Problem >>
Repeat, exactly and only, the lines from the beginning of the data through the line with "<baidu-mark></baidu-mark>". Pictures are left out.

Data block >>

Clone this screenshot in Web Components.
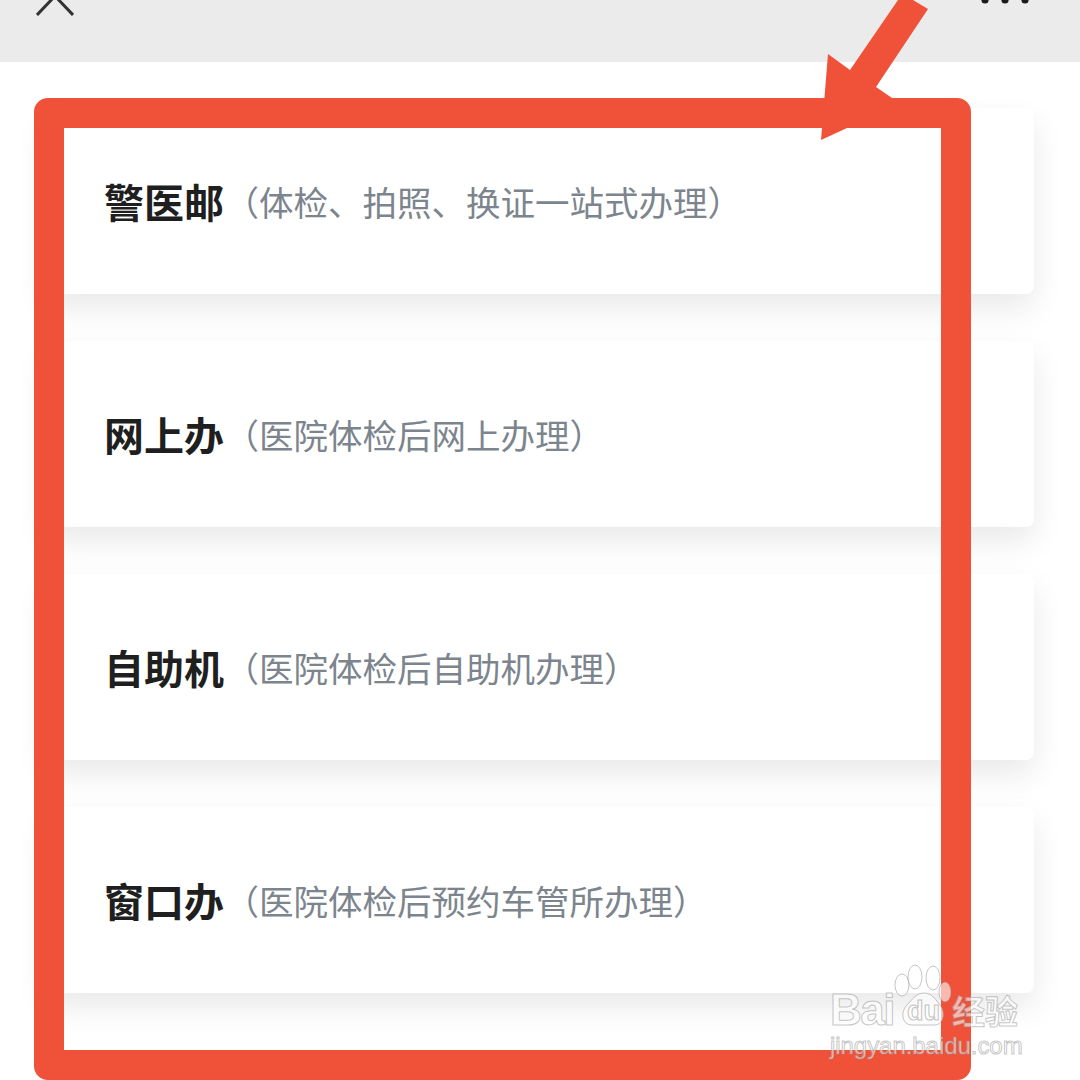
<!DOCTYPE html>
<html lang="zh">
<head>
<meta charset="utf-8">
<title>办理方式</title>
<style>
  html, body { margin: 0; padding: 0; background: #fff; }
  body { width: 1080px; height: 1080px; overflow: hidden; position: relative; font-family: "Noto Sans CJK SC", "Liberation Sans", sans-serif; }
</style>
</head>
<body>
<top-bar></top-bar>
<option-list>
  <option-card name="警医邮" note="（体检、拍照、换证一站式办理）"></option-card>
  <option-card name="网上办" note="（医院体检后网上办理）"></option-card>
  <option-card name="自助机" note="（医院体检后自助机办理）"></option-card>
  <option-card name="窗口办" note="（医院体检后预约车管所办理）"></option-card>
</option-list>
<red-mark></red-mark>
<baidu-mark></baidu-mark>

<script>
class TopBar extends HTMLElement {
    constructor() {
        super();
        this.attachShadow({ mode: 'open' });
        this.shadowRoot.innerHTML = `
            <style>
                :host {
                    display: flex;
                    justify-content: space-between;
                    align-items: flex-start;
                    height: 62px;
                    padding: 0 51px 0 36px;
                    background: #ebebeb;
                    overflow: hidden;
                }
                .close { margin-top: -22px; }
                .more { margin-top: -4px; }
            </style>
            <svg class="close" width="38" height="38" viewBox="0 0 38 38">
                <path d="M1 37 L19 18 L37 37" fill="none" stroke="#333" stroke-width="3"/>
            </svg>
            <svg class="more" width="48" height="8" viewBox="0 0 48 8" fill="#1a1a1a">
                <circle cx="4" cy="4" r="3.6"/>
                <circle cx="24" cy="4" r="3.6"/>
                <circle cx="44" cy="4" r="3.6"/>
            </svg>
        `;
    }
}

class OptionList extends HTMLElement {
    constructor() {
        super();
        this.attachShadow({ mode: 'open' });
        this.shadowRoot.innerHTML = `
            <style>
                :host {
                    display: flex;
                    flex-direction: column;
                    gap: 47px;
                    padding: 46px 46px 0;
                }
            </style>
            <slot></slot>
        `;
    }
}

class OptionCard extends HTMLElement {
    constructor() {
        super();
        this.attachShadow({ mode: 'open' });
    }

    connectedCallback() {
        this.shadowRoot.innerHTML = `
            <style>
                :host {
                    display: flex;
                    align-items: center;
                    height: 186px;
                    padding: 0 0 0 58px;
                    box-sizing: border-box;
                    background: #fff;
                    border-radius: 8px;
                    box-shadow: 0 14px 32px rgba(0,0,0,0.09);
                    white-space: nowrap;
                }
                .name {
                    font-size: 40px;
                    font-weight: 700;
                    color: #1f1f1f;
                }
                .note {
                    font-size: 34.5px;
                    margin-left: 0.5px;
                    color: #7c858d;
                }
            </style>
            <span class="name">${this.getAttribute('name')}</span>
            <span class="note">${this.getAttribute('note')}</span>
        `;
    }
}

class RedMark extends HTMLElement {
    constructor() {
        super();
        this.attachShadow({ mode: 'open' });
        this.shadowRoot.innerHTML = `
            <style>
                :host {
                    position: absolute;
                    left: 0;
                    top: 0;
                    width: 1080px;
                    height: 1080px;
                    pointer-events: none;
                }
                .box {
                    position: absolute;
                    left: 34px;
                    top: 98px;
                    width: 877px;
                    height: 922px;
                    border: 30px solid #ef5139;
                    border-radius: 14px;
                }
                svg { position: absolute; left: 0; top: 0; }
            </style>
            <div class="box"></div>
            <svg width="1080" height="200" viewBox="0 0 1080 200">
                <polygon fill="#ef5139" points="898,0 913,0 928,9 876,87 892,98 847,128 821,140 828,54 850,70"/>
            </svg>
        `;
    }
}

class BaiduMark extends HTMLElement {
    constructor() {
        super();
        this.attachShadow({ mode: 'open' });
        this.shadowRoot.innerHTML = `
            <style>
                :host {
                    position: absolute;
                    left: 826px;
                    top: 962px;
                    width: 200px;
                    height: 96px;
                    font-family: "Liberation Sans", sans-serif;
                    color: rgba(255,255,255,0.6);
                    -webkit-text-stroke: 1px rgba(150,150,150,0.55);
                    pointer-events: none;
                }
                .row { display: flex; align-items: flex-end; height: 66px; }
                .bai { font-size: 44px; font-weight: 700; line-height: 36px; letter-spacing: -1.5px; width: 66px; padding-left: 4px; box-sizing: border-box; }
                .paw { width: 60px; height: 66px; flex: none; }
                .jy {
                    font-family: "Noto Sans CJK SC", sans-serif;
                    font-size: 33px;
                    font-weight: 700;
                    line-height: 36px;
                }
                .url { font-size: 24px; line-height: 28px; margin-top: 4px; padding-left: 4px; letter-spacing: -0.05px; }
                .paw ellipse, .paw path { fill: rgba(255,255,255,0.6); stroke: rgba(150,150,150,0.55); stroke-width: 1; }
                .paw text { font-size: 27px; font-weight: 700; fill: rgba(255,255,255,0.4); stroke: rgba(150,150,150,0.6); stroke-width: 1; }
            </style>
            <div class="row">
                <span class="bai">Bai</span>
                <svg class="paw" viewBox="0 0 60 66">
                    <ellipse cx="10" cy="23" rx="7" ry="11"/>
                    <ellipse cx="23" cy="15" rx="7" ry="12"/>
                    <ellipse cx="41" cy="16" rx="7" ry="12"/>
                    <ellipse cx="53" cy="30" rx="6" ry="10"/>
                    <path d="M32 31 C40 31 44 38 48 43 C54 50 52 63 42 63 L20 63 C10 63 8 50 15 43 C20 38 24 31 32 31 Z"/>
                    <text x="15" y="58">du</text>
                </svg>
                <span class="jy">经验</span>
            </div>
            <div class="url">jingyan.baidu.com</div>
        `;
    }
}

customElements.define('top-bar', TopBar);
customElements.define('option-list', OptionList);
customElements.define('option-card', OptionCard);
customElements.define('red-mark', RedMark);
customElements.define('baidu-mark', BaiduMark);
</script>
</body>
</html>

Answer to the task >>
Clone this screenshot in Web Components.
<!DOCTYPE html>
<html lang="zh">
<head>
<meta charset="utf-8">
<title>办理方式</title>
<style>
  html, body { margin: 0; padding: 0; background: #fff; }
  body { width: 1080px; height: 1080px; overflow: hidden; position: relative; font-family: "Noto Sans CJK SC", "Liberation Sans", sans-serif; }
</style>
</head>
<body>
<top-bar></top-bar>
<option-list>
  <option-card name="警医邮" note="（体检、拍照、换证一站式办理）"></option-card>
  <option-card name="网上办" note="（医院体检后网上办理）"></option-card>
  <option-card name="自助机" note="（医院体检后自助机办理）"></option-card>
  <option-card name="窗口办" note="（医院体检后预约车管所办理）"></option-card>
</option-list>
<red-mark></red-mark>
<baidu-mark></baidu-mark>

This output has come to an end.